[Task requirements]: Pictures stay out of the copy; restate everything else in the material exactly.
** BEGIN **
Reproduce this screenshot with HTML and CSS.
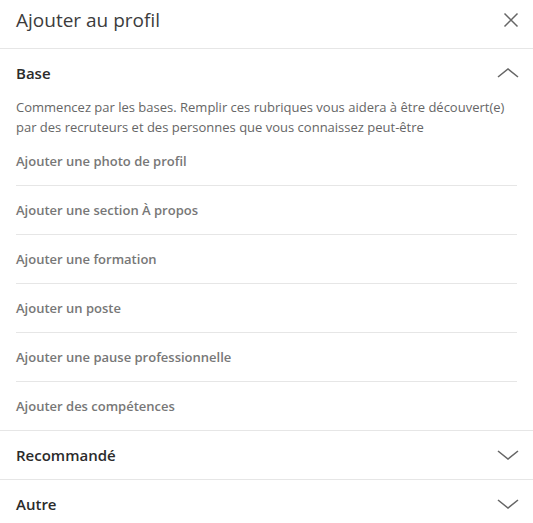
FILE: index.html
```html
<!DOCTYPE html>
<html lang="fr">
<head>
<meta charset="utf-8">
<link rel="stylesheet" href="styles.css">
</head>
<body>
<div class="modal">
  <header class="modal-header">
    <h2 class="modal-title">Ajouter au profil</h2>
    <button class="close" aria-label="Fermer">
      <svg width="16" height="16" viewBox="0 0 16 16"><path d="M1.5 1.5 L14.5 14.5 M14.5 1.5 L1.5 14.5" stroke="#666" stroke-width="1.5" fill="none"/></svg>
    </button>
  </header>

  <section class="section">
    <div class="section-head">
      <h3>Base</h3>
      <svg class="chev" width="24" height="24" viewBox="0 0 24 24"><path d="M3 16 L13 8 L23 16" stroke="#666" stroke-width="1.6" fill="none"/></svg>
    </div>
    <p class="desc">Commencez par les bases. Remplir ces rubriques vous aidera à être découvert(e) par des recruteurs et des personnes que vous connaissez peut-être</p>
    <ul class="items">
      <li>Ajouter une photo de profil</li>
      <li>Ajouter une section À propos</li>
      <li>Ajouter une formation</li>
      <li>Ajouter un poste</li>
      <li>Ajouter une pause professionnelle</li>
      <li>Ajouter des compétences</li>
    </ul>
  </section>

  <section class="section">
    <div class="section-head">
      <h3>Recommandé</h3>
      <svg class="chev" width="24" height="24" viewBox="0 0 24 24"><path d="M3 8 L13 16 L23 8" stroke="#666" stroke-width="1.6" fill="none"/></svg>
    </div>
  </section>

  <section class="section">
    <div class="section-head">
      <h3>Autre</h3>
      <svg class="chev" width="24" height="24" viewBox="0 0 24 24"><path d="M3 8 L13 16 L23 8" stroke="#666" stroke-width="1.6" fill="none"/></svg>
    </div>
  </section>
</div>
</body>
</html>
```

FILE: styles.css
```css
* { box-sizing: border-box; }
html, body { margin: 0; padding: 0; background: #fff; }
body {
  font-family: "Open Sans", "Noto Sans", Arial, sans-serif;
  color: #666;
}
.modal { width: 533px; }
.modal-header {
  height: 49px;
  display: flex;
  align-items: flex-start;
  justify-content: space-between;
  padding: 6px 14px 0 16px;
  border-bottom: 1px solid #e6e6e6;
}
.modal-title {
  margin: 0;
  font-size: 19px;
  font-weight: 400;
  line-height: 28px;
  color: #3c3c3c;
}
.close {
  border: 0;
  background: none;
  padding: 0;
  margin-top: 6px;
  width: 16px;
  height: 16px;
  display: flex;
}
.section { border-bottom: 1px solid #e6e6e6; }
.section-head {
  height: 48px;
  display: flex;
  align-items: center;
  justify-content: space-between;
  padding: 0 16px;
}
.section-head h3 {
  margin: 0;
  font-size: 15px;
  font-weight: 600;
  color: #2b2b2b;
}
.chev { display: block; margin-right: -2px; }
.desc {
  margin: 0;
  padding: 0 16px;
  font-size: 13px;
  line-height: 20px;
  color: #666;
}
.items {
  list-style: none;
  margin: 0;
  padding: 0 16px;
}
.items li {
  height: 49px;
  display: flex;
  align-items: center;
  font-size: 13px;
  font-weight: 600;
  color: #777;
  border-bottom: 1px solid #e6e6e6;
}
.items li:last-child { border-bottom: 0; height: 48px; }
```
** END **
[Answer]:
Reproduce this screenshot with HTML and CSS.
FILE: index.html
```html
<!DOCTYPE html>
<html lang="fr">
<head>
<meta charset="utf-8">
<link rel="stylesheet" href="styles.css">
</head>
<body>
<div class="modal">
  <header class="modal-header">
    <h2 class="modal-title">Ajouter au profil</h2>
    <button class="close" aria-label="Fermer">
      <svg width="16" height="16" viewBox="0 0 16 16"><path d="M1.5 1.5 L14.5 14.5 M14.5 1.5 L1.5 14.5" stroke="#666" stroke-width="1.5" fill="none"/></svg>
    </button>
  </header>

  <section class="section">
    <div class="section-head">
      <h3>Base</h3>
      <svg class="chev" width="24" height="24" viewBox="0 0 24 24"><path d="M3 16 L13 8 L23 16" stroke="#666" stroke-width="1.6" fill="none"/></svg>
    </div>
    <p class="desc">Commencez par les bases. Remplir ces rubriques vous aidera à être découvert(e) par des recruteurs et des personnes que vous connaissez peut-être</p>
    <ul class="items">
      <li>Ajouter une photo de profil</li>
      <li>Ajouter une section À propos</li>
      <li>Ajouter une formation</li>
      <li>Ajouter un poste</li>
      <li>Ajouter une pause professionnelle</li>
      <li>Ajouter des compétences</li>
    </ul>
  </section>

  <section class="section">
    <div class="section-head">
      <h3>Recommandé</h3>
      <svg class="chev" width="24" height="24" viewBox="0 0 24 24"><path d="M3 8 L13 16 L23 8" stroke="#666" stroke-width="1.6" fill="none"/></svg>
    </div>
  </section>

  <section class="section">
    <div class="section-head">
      <h3>Autre</h3>
      <svg class="chev" width="24" height="24" viewBox="0 0 24 24"><path d="M3 8 L13 16 L23 8" stroke="#666" stroke-width="1.6" fill="none"/></svg>
    </div>
  </section>
</div>
</body>
</html>
```

FILE: styles.css
```css
* { box-sizing: border-box; }
html, body { margin: 0; padding: 0; background: #fff; }
body {
  font-family: "Open Sans", "Noto Sans", Arial, sans-serif;
  color: #666;
}
.modal { width: 533px; }
.modal-header {
  height: 49px;
  display: flex;
  align-items: flex-start;
  justify-content: space-between;
  padding: 6px 14px 0 16px;
  border-bottom: 1px solid #e6e6e6;
}
.modal-title {
  margin: 0;
  font-size: 19px;
  font-weight: 400;
  line-height: 28px;
  color: #3c3c3c;
}
.close {
  border: 0;
  background: none;
  padding: 0;
  margin-top: 6px;
  width: 16px;
  height: 16px;
  display: flex;
}
.section { border-bottom: 1px solid #e6e6e6; }
.section-head {
  height: 48px;
  display: flex;
  align-items: center;
  justify-content: space-between;
  padding: 0 16px;
}
.section-head h3 {
  margin: 0;
  font-size: 15px;
  font-weight: 600;
  color: #2b2b2b;
}
.chev { display: block; margin-right: -2px; }
.desc {
  margin: 0;
  padding: 0 16px;
  font-size: 13px;
  line-height: 20px;
  color: #666;
}
.items {
  list-style: none;
  margin: 0;
  padding: 0 16px;
}
.items li {
  height: 49px;
  display: flex;
  align-items: center;
  font-size: 13px;
  font-weight: 600;
  color: #777;
  border-bottom: 1px solid #e6e6e6;
}
.items li:last-child { border-bottom: 0; height: 48px; }
```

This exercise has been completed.